One question- What version of fMRIPrep did you use?
If you used v21.0.0 or v21.0.1, there might be a double-unwarping issue affecting the optimally combined data fMRIPrep generates, but not the individual, preprocessed echos. In that case you would probably want to combine the individual echos and then apply the transforms afterwards, rather than use the standard-space combined data that are available. You can look at Potential "double-unwarping" bug in bold_to_t1w_transform when running fmriprep on multi-echo data · Issue #2727 · nipreps/fmriprep · GitHub for more info.
This is totally valid. We (the tedana devs) are actually in the process of adding information about that kind of denoising into our documentation. If you want more info about our thoughts on it, you can take a look at https://github.com/ME-ICA/tedana/pull/823. The considerations for including tedana’s ICA components in your GLM are basically the same as if you used ICA-AROMA for denoising and wanted to regress out its noise components. I believe there are a few questions about ICA-AROMA on NeuroStars that would be relevant to you, such as ICA-AROMA and Head Motion Regression or Aggressive vs nonaggressive denoising.
Additionally, @handwerker might have some insight into how best to do this.
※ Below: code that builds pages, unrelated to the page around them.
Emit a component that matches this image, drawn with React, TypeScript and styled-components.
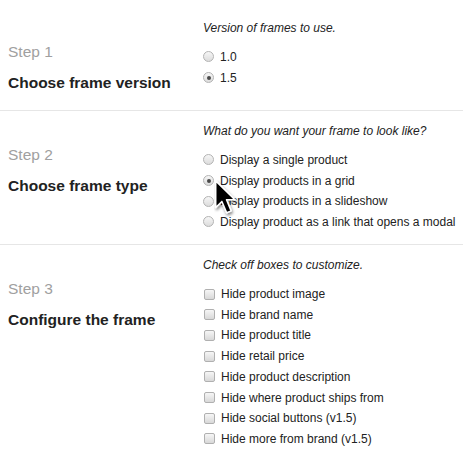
import React from 'react';
import styled, { createGlobalStyle } from 'styled-components';

const GlobalStyle = createGlobalStyle`
  html, body {
    margin: 0;
    padding: 0;
    background: #fff;
  }
  body {
    font-family: "Liberation Sans", Arial, Helvetica, sans-serif;
    color: #333;
  }
`;

type Option = { label: string, checked?: boolean };

const versionOptions: Option[] = [
  { label: '1.0' },
  { label: '1.5', checked: true },
];

const typeOptions: Option[] = [
  { label: 'Display a single product' },
  { label: 'Display products in a grid', checked: true },
  { label: 'Display products in a slideshow' },
  { label: 'Display product as a link that opens a modal' },
];

const configOptions: string[] = [
  'Hide product image',
  'Hide brand name',
  'Hide product title',
  'Hide retail price',
  'Hide product description',
  'Hide where product ships from',
  'Hide social buttons (v1.5)',
  'Hide more from brand (v1.5)',
];

const App: React.FC = () => (
  <Page>
    <GlobalStyle />
    <Section>
      <StepLabel step={1} title="Choose frame version" />
      <Options>
        <Caption>Version of frames to use.</Caption>
        {versionOptions.map(o => (
          <Row key={o.label}>
            <Radio checked={o.checked} />
            {o.label}
          </Row>
        ))}
      </Options>
    </Section>
    <Section>
      <StepLabel step={2} title="Choose frame type" />
      <Options>
        <Caption>What do you want your frame to look like?</Caption>
        {typeOptions.map(o => (
          <Row key={o.label}>
            <Radio checked={o.checked} />
            {o.label}
          </Row>
        ))}
      </Options>
    </Section>
    <Section last>
      <StepLabel step={3} title="Configure the frame" />
      <Options>
        <Caption>Check off boxes to customize.</Caption>
        {configOptions.map(label => (
          <Row key={label}>
            <Checkbox />
            {label}
          </Row>
        ))}
      </Options>
    </Section>
    <Pointer width="24" height="38" viewBox="0 0 14 22">
      <defs>
        <filter id="shadow" x="-40%" y="-40%" width="180%" height="180%">
          <feGaussianBlur in="SourceAlpha" stdDeviation="0.8" />
          <feOffset dx="0.4" dy="1" result="b" />
          <feComponentTransfer><feFuncA type="linear" slope="0.5" /></feComponentTransfer>
          <feMerge><feMergeNode /><feMergeNode in="SourceGraphic" /></feMerge>
        </filter>
      </defs>
      <path
        d="M1 1 L1 16.5 L4.6 13 L7.4 19.6 L10 18.5 L7.3 12 L12.2 12 Z"
        fill="#000"
        stroke="#fff"
        strokeWidth="0.9"
        strokeLinejoin="round"
        filter="url(#shadow)"
      />
    </Pointer>
  </Page>
);

const StepLabel: React.FC<{ step: number, title: string }> = ({ step, title }) => (
  <Left>
    <Step>Step {step}</Step>
    <Heading>{title}</Heading>
  </Left>
);

const Page = styled.div`
  position: relative;
  width: 463px;
  padding-top: 8px;
`;
const Section = styled.div<{ last?: boolean }>`
  display: grid;
  grid-template-columns: 203px 1fr;
  padding: 12px 0 12px;
  border-bottom: ${({ last }) => last ? 'none' : '1px solid #e6e6e6'};
`;
const Left = styled.div`
  padding: 23px 0 5px 8px;
`;
const Step = styled.div`
  font-size: 15.5px;
  line-height: 18px;
  color: #a0a0a0;
`;
const Heading = styled.div`
  margin-top: 12px;
  font-size: 15.5px;
  line-height: 20px;
  font-weight: bold;
  color: #222;
`;
const Options = styled.div`
  display: flex;
  flex-direction: column;
`;
const Caption = styled.div`
  font-size: 12px;
  line-height: 16px;
  font-style: italic;
  color: #222;
  margin-bottom: 10.5px;
`;
const Row = styled.div`
  display: flex;
  align-items: center;
  height: 20.7px;
  font-size: 12px;
  color: #222;
`;
const Radio = styled.span<{ checked?: boolean }>`
  position: relative;
  width: 11px;
  height: 11px;
  box-sizing: border-box;
  border-radius: 50%;
  border: 1px solid #b3b3b3;
  background: linear-gradient(#f6f6f6, #dcdcdc);
  margin-right: 6px;
  flex-shrink: 0;
  &::after {
    content: '';
    display: ${({ checked }) => checked ? 'block' : 'none'};
    position: absolute;
    left: 2.5px;
    top: 2.5px;
    width: 4px;
    height: 4px;
    border-radius: 50%;
    background: #4a4a4a;
  }
`;
const Checkbox = styled.span`
  width: 11px;
  height: 11px;
  box-sizing: border-box;
  border-radius: 2px;
  border: 1px solid #b0b0b0;
  background: linear-gradient(#f6f6f6, #d8d8d8);
  margin: 0 6px 0 1px;
  flex-shrink: 0;
`;
const Pointer = styled.svg`
  position: absolute;
  left: 214px;
  top: 179px;
  pointer-events: none;
`;

export default App;
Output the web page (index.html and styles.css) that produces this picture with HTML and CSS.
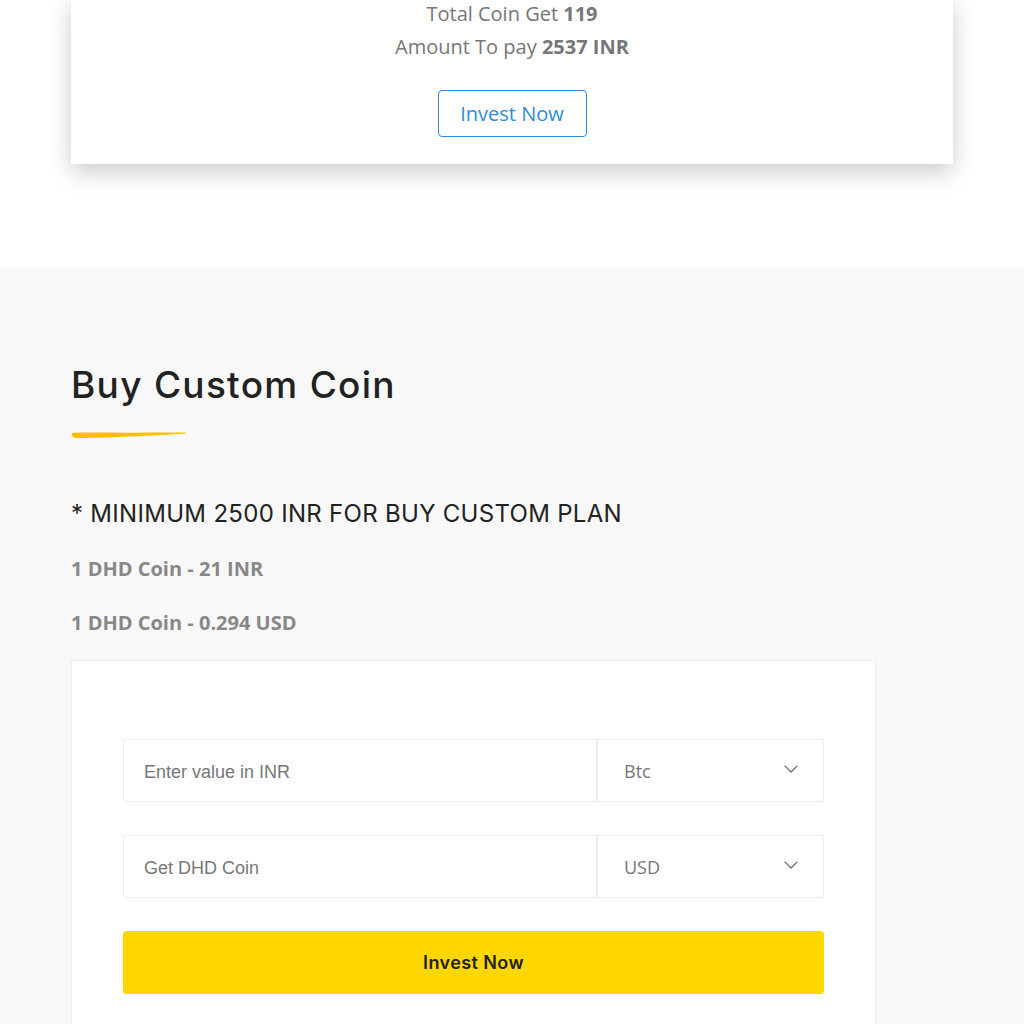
FILE: index.html
```html
<!DOCTYPE html>
<html>
<head>
<meta charset="utf-8">
<link rel="stylesheet" href="styles.css">
</head>
<body>
<section class="plans">
  <div class="container">
    <div class="plan-card">
      <p class="plan-line">Total Coin Get <b>119</b></p>
      <p class="plan-line">Amount To pay <b>2537 INR</b></p>
      <a class="btn-outline" href="#">Invest Now</a>
    </div>
  </div>
</section>
<section class="custom">
  <div class="container">
    <h2 class="title">Buy Custom Coin</h2>
    <svg class="brush" width="116" height="8" viewBox="0 0 116 8">
      <path d="M1 2.2 C 3 1.2, 20 1.4, 40 1.6 C 70 1.8, 95 1.2, 115 1.6 L 115 2.6 C 100 3.6, 80 4.6, 60 5.6 C 40 6.6, 20 7.2, 6 7 C 2 6.8, 0 5, 1 2.2 Z" fill="#ffbf00"/>
    </svg>
    <h3 class="notice">* MINIMUM 2500 INR FOR BUY CUSTOM PLAN</h3>
    <p class="rate">1 DHD Coin - 21 INR</p>
    <p class="rate">1 DHD Coin - 0.294 USD</p>
    <div class="form-box">
      <div class="form-row">
        <input class="field" type="text" placeholder="Enter value in INR">
        <div class="select"><span>Btc</span>
          <svg width="14" height="8" viewBox="0 0 14 8"><path d="M0.7 0.7 L7 7 L13.3 0.7" fill="none" stroke="#777" stroke-width="1.4"/></svg>
        </div>
      </div>
      <div class="form-row">
        <input class="field" type="text" placeholder="Get DHD Coin">
        <div class="select"><span>USD</span>
          <svg width="14" height="8" viewBox="0 0 14 8"><path d="M0.7 0.7 L7 7 L13.3 0.7" fill="none" stroke="#777" stroke-width="1.4"/></svg>
        </div>
      </div>
      <button class="btn-yellow" type="button">Invest Now</button>
    </div>
  </div>
</section>
</body>
</html>
```

FILE: styles.css
```css
* { box-sizing: border-box; }
html, body { margin: 0; padding: 0; background: #fff; overflow: hidden; }
body { font-family: "Open Sans", "Noto Sans", sans-serif; }

.container { width: 882px; margin: 0 auto; }

.plans { height: 267px; background: #fff; display: flow-root; }
.plan-card {
  margin-top: -3px;
  background: #fff;
  box-shadow: 0 8px 22px rgba(0,0,0,0.2);
  text-align: center;
  padding: 0 0 27px;
}
.plan-line {
  margin: 0;
  font-size: 20px;
  line-height: 33px;
  color: #777;
}
.plan-line b { font-weight: 700; color: #777; }
.btn-outline {
  display: inline-block;
  margin-top: 27px;
  width: 149px;
  height: 47px;
  line-height: 45px;
  border: 1px solid #2a8de0;
  border-radius: 4px;
  color: #2a8de0;
  font-size: 20px;
  text-decoration: none;
}

.custom {
  background: #f8f8f8;
  padding-top: 97px;
  height: 757px;
}
.title {
  margin: 0;
  font-family: Inter, "Noto Sans", sans-serif;
  font-weight: 500;
  font-size: 37px;
  line-height: 42px;
  color: #222;
  letter-spacing: 1.3px;
}
.brush { display: block; margin-top: 25px; }
.notice {
  margin: 59px 0 0;
  font-family: Inter, "Noto Sans", sans-serif;
  font-weight: 400;
  font-size: 24px;
  line-height: 32px;
  color: #222;
  letter-spacing: 0.3px;
}
.rate {
  margin: 0;
  font-size: 20px;
  font-weight: 700;
  color: #888;
  line-height: 28px;
}
.notice + .rate { margin-top: 25px; }
.rate + .rate { margin-top: 26px; }

.form-box {
  margin-top: 23px;
  width: 805px;
  background: #fff;
  border: 1px solid #eee;
  padding: 78px 51px 60px;
  display: flex;
  flex-direction: column;
  gap: 33px;
}
.form-row { display: flex; height: 63px; }
.field {
  flex: 0 0 474px;
  height: 63px;
  border: 1px solid #eee;
  padding: 3px 20px 0;
  font-family: "Liberation Sans", Arial, sans-serif;
  font-size: 18px;
  color: #333;
  background: #fff;
  outline: none;
}
.field::placeholder { color: #777; }
.select {
  flex: 1;
  height: 63px;
  border: 1px solid #eee;
  display: flex;
  align-items: center;
  justify-content: space-between;
  padding: 0 25px 0 26px;
  font-size: 18px;
  color: #777;
}
.select svg { margin-top: -3px; }
.btn-yellow {
  height: 63px;
  border: 0;
  border-radius: 4px;
  background: #ffd700;
  font-family: Inter, "Noto Sans", sans-serif;
  font-weight: 600;
  font-size: 18px;
  letter-spacing: 0.4px;
  color: #222;
  cursor: pointer;
}
```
I don’t think there’s an issue with the nature of the ICA components (i.e., the fact that they’re classified based on TE [in]dependence).
I think your primary concern should be about confound regressor independence. If you’re going to include nuisance regressors like motion parameters in your GLM, then you might want to orthogonalized the ICA components w.r.t. the other nuisance regressors, or vice versa.
tedana also has an option (--tedort) to orthogonalize the rejected ICA components w.r.t. the accepted ICA components, resulting in what we’ve called “pure evil” components. It might be worth considering.